As drawn by artist Leah Beeferman, in a series entitled "Imagining the universe as seen by a building used to track orbital debris" (via things magazine):

leah-beeferman.jpg

This particular drawing is "Dedicated sensoring/how to hear with clarity". The drawings are quite nice, managing to be both delicate and imprecise (a bit like Klee?); the title adds a lift1 of melancholy. Beeferman describes the motivation behind the series:

"The Eglin FPS-85 radar is a building used by NASA to track orbital debris. Rooted to the ground, yet gazing toward the sky, this structure epitomizes the persistence and limitations of human exploration. My latest series of drawings picture the universe seen by the Eglin: a rotating mass of detritus, rocks, dust and information streams.
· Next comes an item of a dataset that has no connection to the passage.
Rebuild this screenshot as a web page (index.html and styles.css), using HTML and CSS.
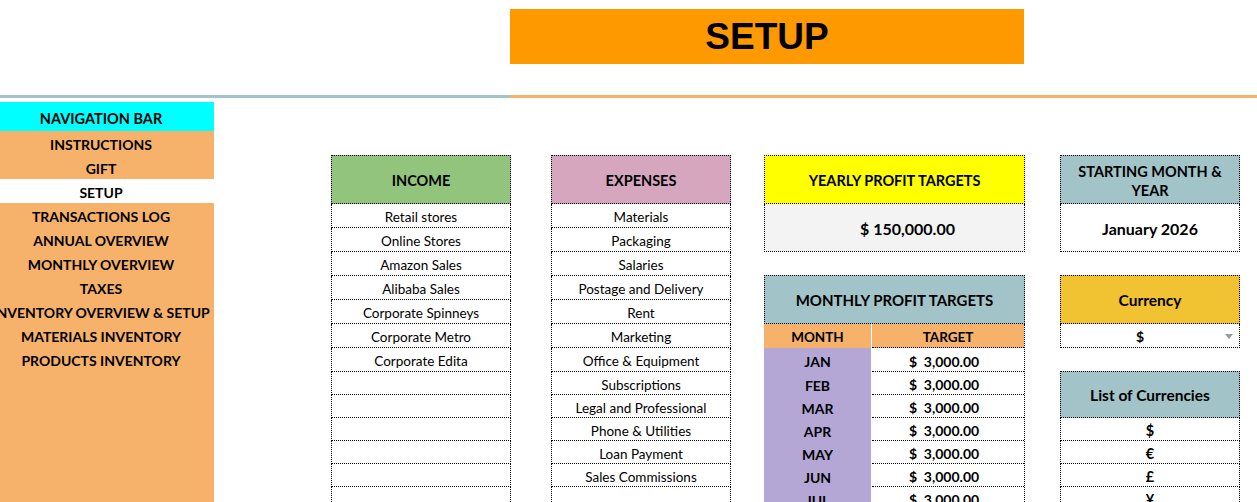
FILE: index.html
```html
<!DOCTYPE html>
<html lang="en">
<head>
<meta charset="utf-8">
<title>Setup</title>
<link rel="stylesheet" href="styles.css">
</head>
<body>
<div class="page">
  <header class="top">
    <div class="title">SETUP</div>
  </header>
  <div class="rule"><div class="rule-left"></div><div class="rule-right"></div></div>
  <div class="main">
    <nav class="nav">
      <div class="nav-head">NAVIGATION BAR</div>
      <div class="nav-item">INSTRUCTIONS</div>
      <div class="nav-item">GIFT</div>
      <div class="nav-item current">SETUP</div>
      <div class="nav-item">TRANSACTIONS LOG</div>
      <div class="nav-item">ANNUAL OVERVIEW</div>
      <div class="nav-item">MONTHLY OVERVIEW</div>
      <div class="nav-item">TAXES</div>
      <div class="nav-item">INVENTORY OVERVIEW &amp; SETUP</div>
      <div class="nav-item">MATERIALS INVENTORY</div>
      <div class="nav-item">PRODUCTS INVENTORY</div>
    </nav>
    <div class="content">
      <div class="col col-income">
        <div class="head green">INCOME</div>
        <div class="row">Retail stores</div>
        <div class="row">Online Stores</div>
        <div class="row">Amazon Sales</div>
        <div class="row">Alibaba Sales</div>
        <div class="row">Corporate Spinneys</div>
        <div class="row">Corporate Metro</div>
        <div class="row">Corporate Edita</div>
        <div class="row short"></div>
        <div class="row short"></div>
        <div class="row short"></div>
        <div class="row short"></div>
        <div class="row short"></div>
        <div class="row short"></div>
      </div>
      <div class="col col-expenses">
        <div class="head pink">EXPENSES</div>
        <div class="row">Materials</div>
        <div class="row">Packaging</div>
        <div class="row">Salaries</div>
        <div class="row">Postage and Delivery</div>
        <div class="row">Rent</div>
        <div class="row">Marketing</div>
        <div class="row">Office &amp; Equipment</div>
        <div class="row short">Subscriptions</div>
        <div class="row short">Legal and Professional</div>
        <div class="row short">Phone &amp; Utilities</div>
        <div class="row short">Loan Payment</div>
        <div class="row short">Sales Commissions</div>
        <div class="row short"></div>
      </div>
      <div class="col col-mid">
        <div class="head yellow">YEARLY PROFIT TARGETS</div>
        <div class="value grey yearly">$ 150,000.00</div>
        <div class="head teal big spaced">MONTHLY PROFIT TARGETS</div>
        <div class="mgrid">
          <div class="mhead mcol">MONTH</div>
          <div class="mhead tcol">TARGET</div>
          <div class="mcell mcol">JAN</div><div class="tcell">$&nbsp; 3,000.00</div>
          <div class="mcell mcol short">FEB</div><div class="tcell short">$&nbsp; 3,000.00</div>
          <div class="mcell mcol short">MAR</div><div class="tcell short">$&nbsp; 3,000.00</div>
          <div class="mcell mcol short">APR</div><div class="tcell short">$&nbsp; 3,000.00</div>
          <div class="mcell mcol short">MAY</div><div class="tcell short">$&nbsp; 3,000.00</div>
          <div class="mcell mcol short">JUN</div><div class="tcell short">$&nbsp; 3,000.00</div>
          <div class="mcell mcol short">JUL</div><div class="tcell short">$&nbsp; 3,000.00</div>
        </div>
      </div>
      <div class="col col-right">
        <div class="head teal two">STARTING MONTH &amp;<br>YEAR</div>
        <div class="value">January 2026</div>
        <div class="head gold spaced cur">Currency</div>
        <div class="dropdown">
          <span class="dd-text">$</span>
          <svg class="dd-arrow" width="8" height="5" viewBox="0 0 8 5"><path d="M0 0H8L4 5Z" fill="#9a9a9a"/></svg>
        </div>
        <div class="head teal list-head">List of Currencies</div>
        <div class="row short bold">$</div>
        <div class="row short bold">€</div>
        <div class="row short bold">£</div>
        <div class="row short bold">¥</div>
      </div>
    </div>
  </div>
</div>
</body>
</html>
```

FILE: styles.css
```css
* { box-sizing: border-box; }
html, body { margin: 0; padding: 0; background: #fff; }
body {
  font-family: "Lato", "Open Sans", sans-serif;
  color: #000;
  width: 1257px;
  height: 502px;
  overflow: hidden;
}
.page { width: 1257px; }

.top {
  height: 95px;
  padding-top: 9px;
  padding-left: 510px;
}
.title {
  width: 514px;
  height: 55px;
  background: #ff9900;
  font-family: "Liberation Sans", Arial, sans-serif;
  font-weight: bold;
  font-size: 37px;
  display: flex;
  align-items: center;
  justify-content: center;
  padding-top: 1px;
}

.rule { display: flex; height: 3px; }
.rule-left { width: 510px; background: #a2c4c9; }
.rule-right { flex: 1; background: #f6b26b; }

.main { display: flex; margin-top: 4px; }

.nav {
  width: 214px;
  height: 420px;
  background: #f6b26b;
  font-weight: bold;
  font-size: 14px;
  flex-shrink: 0;
  overflow: hidden;
}
.nav-head {
  height: 29px;
  background: #00ffff;
  display: flex;
  align-items: center;
  justify-content: center;
  padding-top: 3px;
  padding-right: 12px;
  font-size: 14.5px;
}
.nav-item {
  height: 24px;
  display: flex;
  align-items: center;
  justify-content: center;
  white-space: nowrap;
  padding-top: 2px;
  padding-right: 12px;
}
.nav-item.current { background: #fff; }

.content {
  display: flex;
  align-items: flex-start;
  padding-top: 53px;
  padding-left: 117px;
}
.col { display: flex; flex-direction: column; width: 180px; }
.col-expenses { margin-left: 40px; }
.col-mid { margin-left: 33px; width: 261px; }
.col-right { margin-left: 35px; width: 180px; }

.head {
  height: 49px;
  border: 1px dotted #000;
  display: flex;
  align-items: center;
  justify-content: center;
  text-align: center;
  font-weight: bold;
  font-size: 14.5px;
  padding-top: 2px;
  line-height: 19px;
}
.head.big { font-size: 15px; }
.head.cur { font-size: 15.5px; }
.head.spaced { margin-top: 23px; }
.green { background: #93c47d; }
.pink { background: #d5a6bd; }
.yellow { background: #ffff00; }
.teal { background: #a2c4c9; }
.gold { background: #f1c232; }
.grey { background: #f3f3f3; }

.row {
  height: 24px;
  border: 1px dotted #000;
  border-top: none;
  display: flex;
  align-items: center;
  justify-content: center;
  font-size: 13.5px;
  padding-top: 3px;
  white-space: nowrap;
}
.row.short { height: 23px; }
.row.bold { font-weight: bold; font-size: 14.5px; }

.value {
  height: 48px;
  border: 1px dotted #000;
  border-top: none;
  display: flex;
  align-items: center;
  justify-content: center;
  font-weight: bold;
  font-size: 16px;
  padding-top: 2px;
}
.value.yearly { padding-left: 26px; }

.mgrid {
  display: grid;
  grid-template-columns: 107px 1fr;
  column-gap: 1px;
  background: #fff;
  border-right: 1px dotted #000;
}
.mhead {
  height: 24px;
  background: #f6b26b;
  display: flex;
  align-items: center;
  justify-content: center;
  font-weight: bold;
  font-size: 13.5px;
  padding-top: 3px;
  border-bottom: 1px dotted #000;
}
.mhead.mcol { border-bottom-color: #f6b26b; }
.mcell {
  height: 24px;
  background: #b4a7d6;
  display: flex;
  align-items: center;
  justify-content: center;
  font-weight: bold;
  font-size: 14px;
  padding-top: 3px;
}
.tcell {
  height: 24px;
  border-bottom: 1px dotted #000;
  display: flex;
  align-items: center;
  justify-content: center;
  font-weight: bold;
  font-size: 14px;
  padding-top: 3px;
  padding-right: 8px;
}
.mcell.short, .tcell.short { height: 23px; }

.dropdown {
  height: 24px;
  border: 1px dotted #000;
  border-top: none;
  display: grid;
  grid-template-columns: 1fr 20px;
  align-items: center;
  font-weight: bold;
  font-size: 14px;
  padding-top: 1px;
}
.dd-text { text-align: center; }
.dd-arrow { justify-self: center; }
.list-head { margin-top: 23px; height: 47px; font-size: 15.5px; }
```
I imagined the Eglin's desire to project itself into this space alongside its radar waves, to experience the clutter first-hand."

For comparison, the building itself:

eglin.jpg

[1] In landscape construction, 'lifts' are a way of describing the process of laying imported or excavated soil in repeated, measured thicknesses (often eighteen inches) in order to arrive at a desired finished grade with even compaction.

Posted by eatingbark at February 25, 2009 12:44 PM
Comments

Brings back the memories when I worked there - on the 5th floor in "SP" - Signal Processing.

Posted by: Jay Bullington at February 1, 2010 7:01 PM

You know nothing of the FPS-85 Radar system. I have been an on site mechanic for over 16 years. We serve a higher calling than you can ever conceive. Our personnel have done more for the Space Track Mission than you can ever believe. 20K objects a day pass through our scans. Leave your philosphy at home. We are the true warriors of the USAF Space Command

Posted by: Eglin Wage Slave at May 6, 2010 10:19 PM

I personaly selected and tracked manually, using the delay on a tectrronoc scope, the first object ever tracted on the rebuilt fps-85 in the late summer of 1967.